Bob Iger, le directeur général de Disney, entra à son tour dans la partie pour essayer de réparer les dégâts. Il était aussi sage et prudent que ses collègues étaient vindicatifs. Issu du monde de la télévision, il dirigeait la chaîne ABC Network quand elle avait été acquise par Disney en 1996. Armé d’une solide culture d’entreprise, habile meneur d’hommes, il avait l’art de dénicher les talents, ainsi qu’une grande facilité à comprendre ses semblables. Son flair était si sûr qu’il restait discret. Contrairement à Eisner et Jobs, il faisait montre de sérénité et de discipline, ce qui lui permettait de négocier avec des gens à l’ego puissant. « Steve avait dramatisé en annonçant qu’il cessait toute discussion avec nous, se rappelle-t-il. Nous étions passés en mode crise et j’avais rapidement trouvé des arguments pour apaiser les tensions. »
Eisner avait dirigé Disney pendant dix ans, pendant que Frank Wells occupait le poste de directeur général. Wells avait libéré son patron de plusieurs fonctions directoriales pour qu’il puisse faire des suggestions, souvent brillantes, sur tel projet de film, telle attraction d’un parc à thème, tel pilote pour la télévision, etc.
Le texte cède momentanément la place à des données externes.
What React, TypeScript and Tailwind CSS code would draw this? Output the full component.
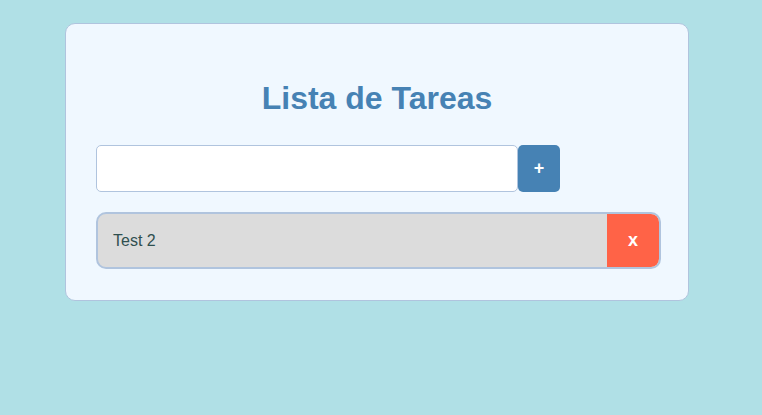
import React, { useState } from "react";

interface Task {
  id: number;
  text: string;
}

const App: React.FC = () => {
  const [tasks, setTasks] = useState<Task[]>([{ id: 2, text: "Test 2" }]);
  const [value, setValue] = useState("");

  const addTask = () => {
    if (!value.trim()) return;
    setTasks([...tasks, { id: Date.now(), text: value.trim() }]);
    setValue("");
  };

  const removeTask = (id: number) => {
    setTasks(tasks.filter((t) => t.id !== id));
  };

  return (
    <div className="min-h-screen bg-[#b0e0e6] pt-[23px] font-['Liberation_Sans',Arial,sans-serif]">
      <div className="ml-[65px] w-[624px] border border-[#b0c4de] rounded-[10px] bg-[#f0f8ff] px-[30px] pt-[56px] pb-[31px]">
        <h1 className="m-0 text-center text-[32px] leading-[37px] font-bold text-[#4682b4] mb-[28px]">
          Lista de Tareas
        </h1>

        <div className="flex">
          <input
            type="text"
            value={value}
            onChange={(e) => setValue(e.target.value)}
            className="w-[422px] h-[47px] border border-[#b0c4de] rounded-[5px] bg-white px-3 text-base outline-none"
          />
          <button
            onClick={addTask}
            className="w-[42px] h-[47px] rounded-[5px] bg-[#4682b4] text-white text-[18px] font-bold"
          >
            +
          </button>
        </div>

        <ul className="mt-[20px]">
          {tasks.map((task) => (
            <li
              key={task.id}
              className="flex items-center w-[565px] h-[57px] border-2 border-[#b0c4de] rounded-[10px] bg-[#dcdcdc] overflow-hidden"
            >
              <span className="flex-1 pl-[15px] text-base text-[#2f4f4f]">{task.text}</span>
              <button
                onClick={() => removeTask(task.id)}
                className="w-[52px] h-full bg-[#ff6347] text-white text-[18px] font-bold rounded-r-[8px]"
              >
                x
              </button>
            </li>
          ))}
        </ul>
      </div>
    </div>
  );
};

export default App;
Mais après le décès brutal de Wells dans un crash d’hélicoptère en 1994, Eisner ne réussit pas à retrouver le bras droit idéal. Katzenberg réclama le poste du défunt, ce qui lui valut d’être évincé. Michael Ovitz devint à son tour directeur général en 1995, mais il ne resta à ce poste que deux ans. Jobs décrivait ainsi cette période mouvementée :
Durant ses premières années en tant que P-DG, Eisner a vraiment fait du bon boulot. Tout a changé à la mort de Frank Wells. Eisner est un bon créatif, avec de bonnes intuitions. Alors quand Frank dirigeait les opérations, il pouvait jouer les abeilles butinant d’un projet à l’autre. Mais quand il a dû prendre le contrôle de la boîte tout seul, il s’est révélé un dirigeant déplorable. Personne n’aimait travailler avec lui. Notamment à cause de son manque d’autorité. Il avait créé un groupe stratégique dictatorial : impossible de dépenser le moindre centime sans son aval. Même après notre contentieux, je respectais les réalisations de ses dix premières années. J’appréciais même certains traits de caractère chez lui : Eisner est un type drôle, intelligent, spirituel, avec qui on peut passer du bon temps. Mais il a un côté obscur. Son ego a étouffé le bien en lui. Il s’est montré juste et raisonnable avec moi au début, mais après dix ans de négociations, j’ai découvert son côté obscur.
Le plus grand problème du P-DG de Disney en 2004 était qu’il ne comprenait pas à quel point son département animation avait déraillé. Ses deux dernières productions, La Planète au trésor et Frère des ours, ne firent pas honneur au legs de Disney, pas plus qu’à son bilan comptable. Ses films d’animation étaient l’âme de la société. Ils donnaient naissance aux attractions des parcs, aux jouets, aux émissions télévisées. Toy Story avait généré un deuxième épisode, un spectacle sur glace (Disney on Ice), un Toy Story Musical sur les bateaux Disney, un film sorti tout de suite en vidéo avec Buzz l’Éclair, un livre d’histoires numériques, deux jeux vidéo, une douzaine de jouets (vendus à vingt-cinq millions d’exemplaires), une ligne de vêtements et neuf attractions différentes dans les parcs Disney. Rien de tout cela pour La Planète au trésor.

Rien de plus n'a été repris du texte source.